D'autres murs
· 500 km entre le Botswana et le Zimbabwe (anti-immigration)
· 1 416 km entre la Chine et la Corée du Nord (anti-terrorisme)
· 650 km entre la Malaisie et la Thaïlande (anti-immigration)
· 120 km dans le parc national Kruger en Afrique du Sud pour se protéger des immigrants du Mozambique.
- 1 700 km entre le Turkménistan et l'Ouzbékistan (anti-immigration)
Ça rapporte gros
Aux États-Unis, le Département de la sécurité intérieure estime que la valeur du marché mondial de la sécurisation des frontières atteindra, d'ici à 2015, la somme de 178 milliards de dollars. Un débouché particulièrement juteux pour les entreprises de construction comme Elbit. Elle construit les deux murs israélien et américain.
À l'intérieur des pays, le marché des murs est tout aussi prometteur. Dans plusieurs villes américaines et d'Afrique du sud se multiplie la construction de cloisons étanches entre quartiers riches et pauvres. Sans parler des communautés désireuses de vivre entre elles ou de ces résidences pour personnes riches et âgées en projet ici-même, en France.
Curieux retour de l'histoire. Comme au Moyen Âge, on s'emmure pour se protéger.

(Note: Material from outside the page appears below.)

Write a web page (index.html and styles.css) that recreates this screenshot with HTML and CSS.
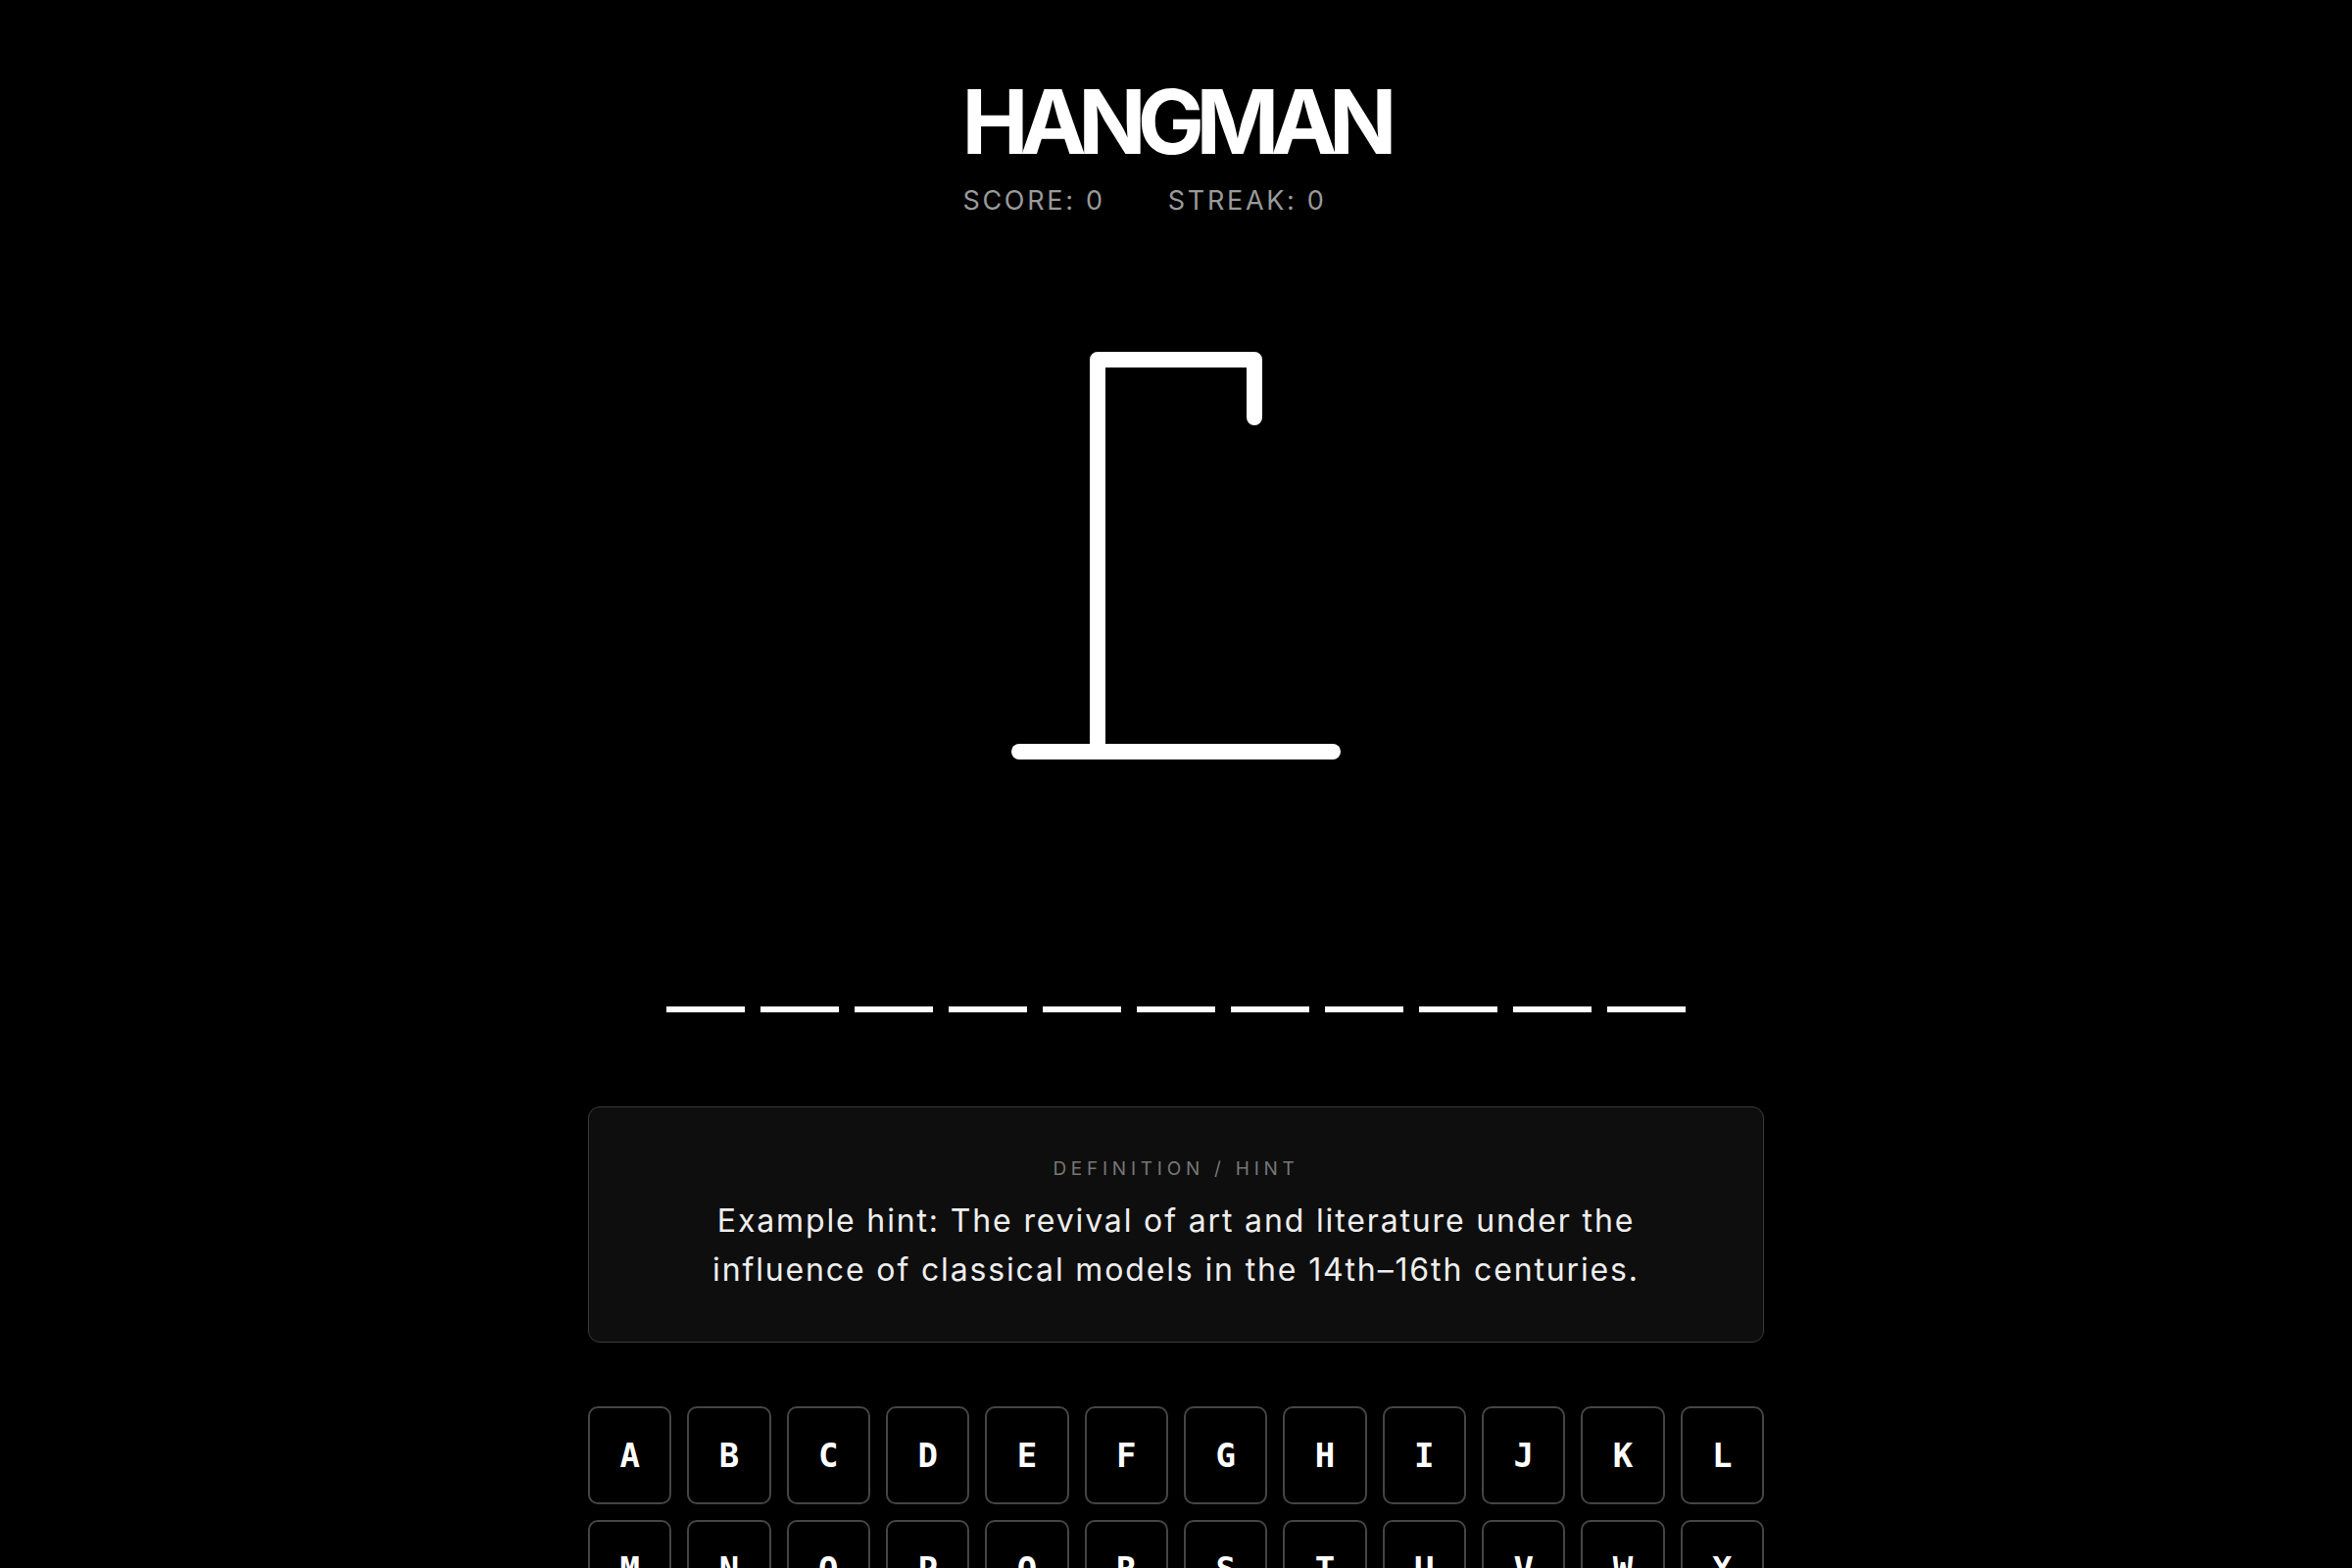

“Leur sort est d’être franchis”
« Je viens de l'autre côté du Mur ». Georges Banu, aujourd'hui professeur d'université en France, est né en Roumanie au temps de la guerre froide. « De là, le Mur prenait le sens d'un empêchement tragique, d'une violence faite aux libertés. »
Spécialiste de Shakespeare, auteur de plusieurs ouvrages sur le théâtre, il rappelle que Winston Churchill emprunta au théâtre l'expression « le rideau de fer» pour désigner le Mur de Berlin. « Sa chute fut d'ailleurs l'avant-dernier acte d'une tragédie dont le lever de rideau cauchemardesque eut lieu en 1961. Je préfère retenir le dernier acte, celui de la joie, de l'enthousiasme, symbolisé par la musique de Rostropovitch au pied du mur enfin abattu. En même temps, je n'oublie pas ceux qui sont morts à cause de lui. J'imagine même un nouveau mur où seraient gravés les noms de ceux qui ont payé de leur vie d'avoir essayé de le franchir. Ce serait le Mur du Mur ».
Ce serait bien le seul, avec les murs de mémoire comme ceux de la Shoah, à Paris, ou des Vétérans du Vietnam, à Arlington, qui trouverait grâce aux yeux de cet homme tout en douceur. Il ne comprend pas que tant de pays choisissent encore d'ériger des murs : « Ce sont des tentatives désespérées de résister à l'évolution du monde, alors que l'avenir est basé sur la mixité entre les peuples, le métissage, l'effacement des frontières. Dans cette époque d'immigration planétaire, on essaie vainement d'élever des murs pour se protéger. C'est avoir une vision archaïque, enfantine. Le sort d'un mur n'est-il pas d'être franchi ? Les hommes politiques, les dirigeants des pays devraient plutôt intégrer l'idée que les murs, à un moment ou un autre, finissent par tomber ».
Dans un livre (Des murs au Mur, 160 pages, 20 €, chez Gründ), Georges Banu dénonce aussi bien le mur construit par les Américains « pour se protéger des Mexicains » que celui érigé par les Israéliens pour isoler la Cisjordanie. « Les murs, quels qu'ils soient, ne cachent pas la vérité. Là où ils existent, ils sont un appel à l'insoumission, à la révolte ».